## The problem
Please transcribe the data below exactly. Leave the pictures out.

## Information shown
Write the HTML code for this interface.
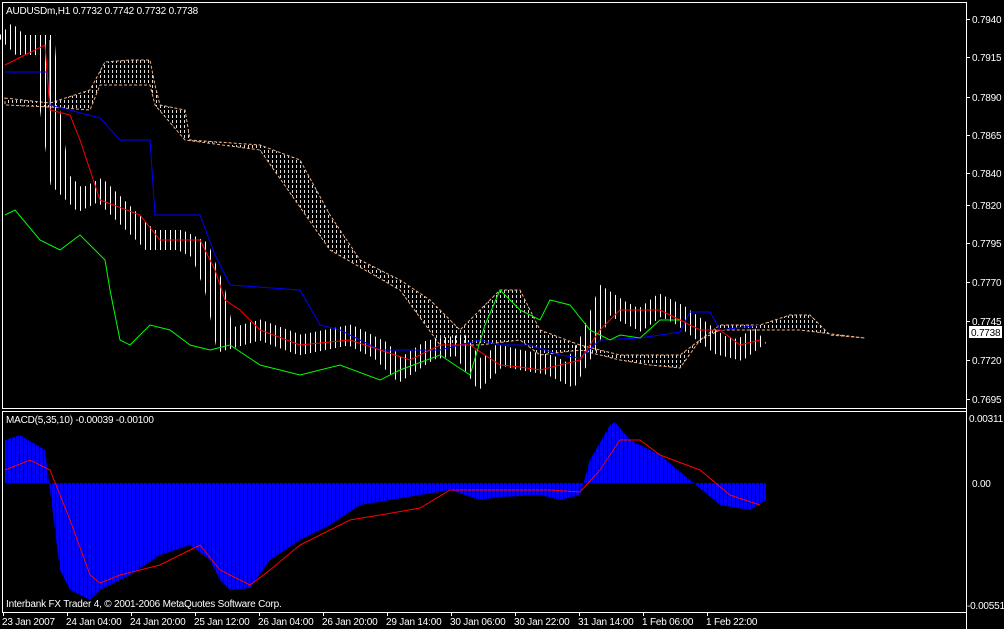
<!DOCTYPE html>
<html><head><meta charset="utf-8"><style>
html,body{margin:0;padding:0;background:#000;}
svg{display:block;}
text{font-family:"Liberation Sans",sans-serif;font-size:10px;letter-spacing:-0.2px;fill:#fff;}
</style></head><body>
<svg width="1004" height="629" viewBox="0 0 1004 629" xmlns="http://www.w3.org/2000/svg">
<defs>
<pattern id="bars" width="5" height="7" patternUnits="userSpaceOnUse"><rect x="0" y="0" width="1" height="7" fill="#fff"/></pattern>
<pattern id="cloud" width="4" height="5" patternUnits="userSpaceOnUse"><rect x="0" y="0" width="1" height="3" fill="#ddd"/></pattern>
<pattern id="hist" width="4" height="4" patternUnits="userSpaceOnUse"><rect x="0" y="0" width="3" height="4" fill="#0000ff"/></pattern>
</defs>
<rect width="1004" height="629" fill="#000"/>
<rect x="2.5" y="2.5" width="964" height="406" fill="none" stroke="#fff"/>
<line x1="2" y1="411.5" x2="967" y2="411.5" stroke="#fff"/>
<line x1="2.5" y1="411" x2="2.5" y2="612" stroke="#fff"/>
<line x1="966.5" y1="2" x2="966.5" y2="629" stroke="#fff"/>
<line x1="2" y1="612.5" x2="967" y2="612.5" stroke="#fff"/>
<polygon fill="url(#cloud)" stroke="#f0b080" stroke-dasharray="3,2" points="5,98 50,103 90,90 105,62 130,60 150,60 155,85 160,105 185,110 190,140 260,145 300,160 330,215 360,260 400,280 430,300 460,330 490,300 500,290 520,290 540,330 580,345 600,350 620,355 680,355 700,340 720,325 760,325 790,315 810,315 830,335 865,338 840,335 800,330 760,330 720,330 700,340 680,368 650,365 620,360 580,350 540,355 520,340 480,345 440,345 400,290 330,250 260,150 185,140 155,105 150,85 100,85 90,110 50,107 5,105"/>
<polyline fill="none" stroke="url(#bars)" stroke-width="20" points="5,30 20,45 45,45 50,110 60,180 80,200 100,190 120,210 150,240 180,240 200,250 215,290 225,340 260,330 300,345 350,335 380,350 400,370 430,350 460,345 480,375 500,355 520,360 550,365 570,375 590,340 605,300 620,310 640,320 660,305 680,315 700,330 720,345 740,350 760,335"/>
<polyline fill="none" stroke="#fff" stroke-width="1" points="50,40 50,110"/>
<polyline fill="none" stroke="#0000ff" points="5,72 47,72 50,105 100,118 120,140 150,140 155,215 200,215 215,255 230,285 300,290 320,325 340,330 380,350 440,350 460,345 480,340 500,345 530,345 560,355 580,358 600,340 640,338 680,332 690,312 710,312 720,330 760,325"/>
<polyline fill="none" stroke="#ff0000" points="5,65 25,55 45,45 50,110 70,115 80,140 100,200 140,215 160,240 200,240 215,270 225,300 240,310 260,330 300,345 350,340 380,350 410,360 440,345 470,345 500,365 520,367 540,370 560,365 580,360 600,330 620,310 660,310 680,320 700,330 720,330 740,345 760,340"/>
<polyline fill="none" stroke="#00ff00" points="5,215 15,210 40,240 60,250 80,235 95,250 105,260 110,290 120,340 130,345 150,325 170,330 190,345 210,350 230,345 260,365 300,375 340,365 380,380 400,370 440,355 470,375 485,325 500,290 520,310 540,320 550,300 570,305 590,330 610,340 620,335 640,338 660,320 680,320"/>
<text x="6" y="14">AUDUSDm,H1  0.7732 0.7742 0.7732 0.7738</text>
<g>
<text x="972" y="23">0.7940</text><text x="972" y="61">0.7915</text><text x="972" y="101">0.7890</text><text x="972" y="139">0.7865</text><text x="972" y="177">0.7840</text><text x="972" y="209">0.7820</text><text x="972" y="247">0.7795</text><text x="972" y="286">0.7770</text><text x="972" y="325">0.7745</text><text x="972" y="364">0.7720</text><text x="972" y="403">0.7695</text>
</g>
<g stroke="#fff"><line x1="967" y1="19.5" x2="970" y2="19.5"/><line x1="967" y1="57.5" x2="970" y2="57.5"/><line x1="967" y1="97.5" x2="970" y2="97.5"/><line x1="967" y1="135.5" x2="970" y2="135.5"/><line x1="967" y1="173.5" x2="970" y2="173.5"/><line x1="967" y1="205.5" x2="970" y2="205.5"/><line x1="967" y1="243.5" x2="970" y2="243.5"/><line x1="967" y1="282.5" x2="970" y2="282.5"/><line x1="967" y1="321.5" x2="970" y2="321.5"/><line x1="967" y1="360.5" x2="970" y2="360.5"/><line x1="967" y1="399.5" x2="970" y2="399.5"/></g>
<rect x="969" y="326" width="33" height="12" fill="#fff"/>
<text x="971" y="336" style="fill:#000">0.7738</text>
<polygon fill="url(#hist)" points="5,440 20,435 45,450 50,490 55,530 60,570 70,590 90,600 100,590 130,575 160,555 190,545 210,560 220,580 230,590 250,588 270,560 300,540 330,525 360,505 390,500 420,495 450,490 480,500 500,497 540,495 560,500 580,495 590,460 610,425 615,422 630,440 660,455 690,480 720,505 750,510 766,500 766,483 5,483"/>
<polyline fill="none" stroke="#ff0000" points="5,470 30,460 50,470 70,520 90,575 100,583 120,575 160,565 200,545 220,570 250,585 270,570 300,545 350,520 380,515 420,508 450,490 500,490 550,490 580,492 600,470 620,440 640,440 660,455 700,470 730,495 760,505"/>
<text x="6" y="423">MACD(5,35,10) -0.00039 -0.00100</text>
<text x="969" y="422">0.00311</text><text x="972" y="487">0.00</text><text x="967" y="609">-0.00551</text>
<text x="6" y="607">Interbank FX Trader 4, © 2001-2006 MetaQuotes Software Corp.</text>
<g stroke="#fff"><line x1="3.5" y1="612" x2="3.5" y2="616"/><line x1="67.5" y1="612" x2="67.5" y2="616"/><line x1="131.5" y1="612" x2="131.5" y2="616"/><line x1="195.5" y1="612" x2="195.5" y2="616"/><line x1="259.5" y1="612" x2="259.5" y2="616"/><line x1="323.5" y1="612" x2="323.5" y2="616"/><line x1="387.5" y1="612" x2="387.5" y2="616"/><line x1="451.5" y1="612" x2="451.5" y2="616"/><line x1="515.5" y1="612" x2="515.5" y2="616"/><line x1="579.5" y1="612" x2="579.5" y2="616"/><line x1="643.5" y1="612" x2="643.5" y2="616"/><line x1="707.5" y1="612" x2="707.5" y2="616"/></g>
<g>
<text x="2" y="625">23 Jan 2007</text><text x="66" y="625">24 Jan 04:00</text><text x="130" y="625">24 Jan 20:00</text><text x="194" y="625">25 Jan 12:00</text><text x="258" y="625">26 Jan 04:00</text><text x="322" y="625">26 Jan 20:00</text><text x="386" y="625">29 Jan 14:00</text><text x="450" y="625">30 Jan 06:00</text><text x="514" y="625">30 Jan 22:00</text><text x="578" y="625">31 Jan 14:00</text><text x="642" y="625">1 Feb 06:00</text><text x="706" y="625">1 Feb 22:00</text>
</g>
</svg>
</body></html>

## Completed task
Write the HTML code for this interface.
<!DOCTYPE html>
<html><head><meta charset="utf-8"><style>
html,body{margin:0;padding:0;background:#000;}
svg{display:block;}
text{font-family:"Liberation Sans",sans-serif;font-size:10px;letter-spacing:-0.2px;fill:#fff;}
</style></head><body>
<svg width="1004" height="629" viewBox="0 0 1004 629" xmlns="http://www.w3.org/2000/svg">
<defs>
<pattern id="bars" width="5" height="7" patternUnits="userSpaceOnUse"><rect x="0" y="0" width="1" height="7" fill="#fff"/></pattern>
<pattern id="cloud" width="4" height="5" patternUnits="userSpaceOnUse"><rect x="0" y="0" width="1" height="3" fill="#ddd"/></pattern>
<pattern id="hist" width="4" height="4" patternUnits="userSpaceOnUse"><rect x="0" y="0" width="3" height="4" fill="#0000ff"/></pattern>
</defs>
<rect width="1004" height="629" fill="#000"/>
<rect x="2.5" y="2.5" width="964" height="406" fill="none" stroke="#fff"/>
<line x1="2" y1="411.5" x2="967" y2="411.5" stroke="#fff"/>
<line x1="2.5" y1="411" x2="2.5" y2="612" stroke="#fff"/>
<line x1="966.5" y1="2" x2="966.5" y2="629" stroke="#fff"/>
<line x1="2" y1="612.5" x2="967" y2="612.5" stroke="#fff"/>
<polygon fill="url(#cloud)" stroke="#f0b080" stroke-dasharray="3,2" points="5,98 50,103 90,90 105,62 130,60 150,60 155,85 160,105 185,110 190,140 260,145 300,160 330,215 360,260 400,280 430,300 460,330 490,300 500,290 520,290 540,330 580,345 600,350 620,355 680,355 700,340 720,325 760,325 790,315 810,315 830,335 865,338 840,335 800,330 760,330 720,330 700,340 680,368 650,365 620,360 580,350 540,355 520,340 480,345 440,345 400,290 330,250 260,150 185,140 155,105 150,85 100,85 90,110 50,107 5,105"/>
<polyline fill="none" stroke="url(#bars)" stroke-width="20" points="5,30 20,45 45,45 50,110 60,180 80,200 100,190 120,210 150,240 180,240 200,250 215,290 225,340 260,330 300,345 350,335 380,350 400,370 430,350 460,345 480,375 500,355 520,360 550,365 570,375 590,340 605,300 620,310 640,320 660,305 680,315 700,330 720,345 740,350 760,335"/>
<polyline fill="none" stroke="#fff" stroke-width="1" points="50,40 50,110"/>
<polyline fill="none" stroke="#0000ff" points="5,72 47,72 50,105 100,118 120,140 150,140 155,215 200,215 215,255 230,285 300,290 320,325 340,330 380,350 440,350 460,345 480,340 500,345 530,345 560,355 580,358 600,340 640,338 680,332 690,312 710,312 720,330 760,325"/>
<polyline fill="none" stroke="#ff0000" points="5,65 25,55 45,45 50,110 70,115 80,140 100,200 140,215 160,240 200,240 215,270 225,300 240,310 260,330 300,345 350,340 380,350 410,360 440,345 470,345 500,365 520,367 540,370 560,365 580,360 600,330 620,310 660,310 680,320 700,330 720,330 740,345 760,340"/>
<polyline fill="none" stroke="#00ff00" points="5,215 15,210 40,240 60,250 80,235 95,250 105,260 110,290 120,340 130,345 150,325 170,330 190,345 210,350 230,345 260,365 300,375 340,365 380,380 400,370 440,355 470,375 485,325 500,290 520,310 540,320 550,300 570,305 590,330 610,340 620,335 640,338 660,320 680,320"/>
<text x="6" y="14">AUDUSDm,H1  0.7732 0.7742 0.7732 0.7738</text>
<g>
<text x="972" y="23">0.7940</text><text x="972" y="61">0.7915</text><text x="972" y="101">0.7890</text><text x="972" y="139">0.7865</text><text x="972" y="177">0.7840</text><text x="972" y="209">0.7820</text><text x="972" y="247">0.7795</text><text x="972" y="286">0.7770</text><text x="972" y="325">0.7745</text><text x="972" y="364">0.7720</text><text x="972" y="403">0.7695</text>
</g>
<g stroke="#fff"><line x1="967" y1="19.5" x2="970" y2="19.5"/><line x1="967" y1="57.5" x2="970" y2="57.5"/><line x1="967" y1="97.5" x2="970" y2="97.5"/><line x1="967" y1="135.5" x2="970" y2="135.5"/><line x1="967" y1="173.5" x2="970" y2="173.5"/><line x1="967" y1="205.5" x2="970" y2="205.5"/><line x1="967" y1="243.5" x2="970" y2="243.5"/><line x1="967" y1="282.5" x2="970" y2="282.5"/><line x1="967" y1="321.5" x2="970" y2="321.5"/><line x1="967" y1="360.5" x2="970" y2="360.5"/><line x1="967" y1="399.5" x2="970" y2="399.5"/></g>
<rect x="969" y="326" width="33" height="12" fill="#fff"/>
<text x="971" y="336" style="fill:#000">0.7738</text>
<polygon fill="url(#hist)" points="5,440 20,435 45,450 50,490 55,530 60,570 70,590 90,600 100,590 130,575 160,555 190,545 210,560 220,580 230,590 250,588 270,560 300,540 330,525 360,505 390,500 420,495 450,490 480,500 500,497 540,495 560,500 580,495 590,460 610,425 615,422 630,440 660,455 690,480 720,505 750,510 766,500 766,483 5,483"/>
<polyline fill="none" stroke="#ff0000" points="5,470 30,460 50,470 70,520 90,575 100,583 120,575 160,565 200,545 220,570 250,585 270,570 300,545 350,520 380,515 420,508 450,490 500,490 550,490 580,492 600,470 620,440 640,440 660,455 700,470 730,495 760,505"/>
<text x="6" y="423">MACD(5,35,10) -0.00039 -0.00100</text>
<text x="969" y="422">0.00311</text><text x="972" y="487">0.00</text><text x="967" y="609">-0.00551</text>
<text x="6" y="607">Interbank FX Trader 4, © 2001-2006 MetaQuotes Software Corp.</text>
<g stroke="#fff"><line x1="3.5" y1="612" x2="3.5" y2="616"/><line x1="67.5" y1="612" x2="67.5" y2="616"/><line x1="131.5" y1="612" x2="131.5" y2="616"/><line x1="195.5" y1="612" x2="195.5" y2="616"/><line x1="259.5" y1="612" x2="259.5" y2="616"/><line x1="323.5" y1="612" x2="323.5" y2="616"/><line x1="387.5" y1="612" x2="387.5" y2="616"/><line x1="451.5" y1="612" x2="451.5" y2="616"/><line x1="515.5" y1="612" x2="515.5" y2="616"/><line x1="579.5" y1="612" x2="579.5" y2="616"/><line x1="643.5" y1="612" x2="643.5" y2="616"/><line x1="707.5" y1="612" x2="707.5" y2="616"/></g>
<g>
<text x="2" y="625">23 Jan 2007</text><text x="66" y="625">24 Jan 04:00</text><text x="130" y="625">24 Jan 20:00</text><text x="194" y="625">25 Jan 12:00</text><text x="258" y="625">26 Jan 04:00</text><text x="322" y="625">26 Jan 20:00</text><text x="386" y="625">29 Jan 14:00</text><text x="450" y="625">30 Jan 06:00</text><text x="514" y="625">30 Jan 22:00</text><text x="578" y="625">31 Jan 14:00</text><text x="642" y="625">1 Feb 06:00</text><text x="706" y="625">1 Feb 22:00</text>
</g>
</svg>
</body></html>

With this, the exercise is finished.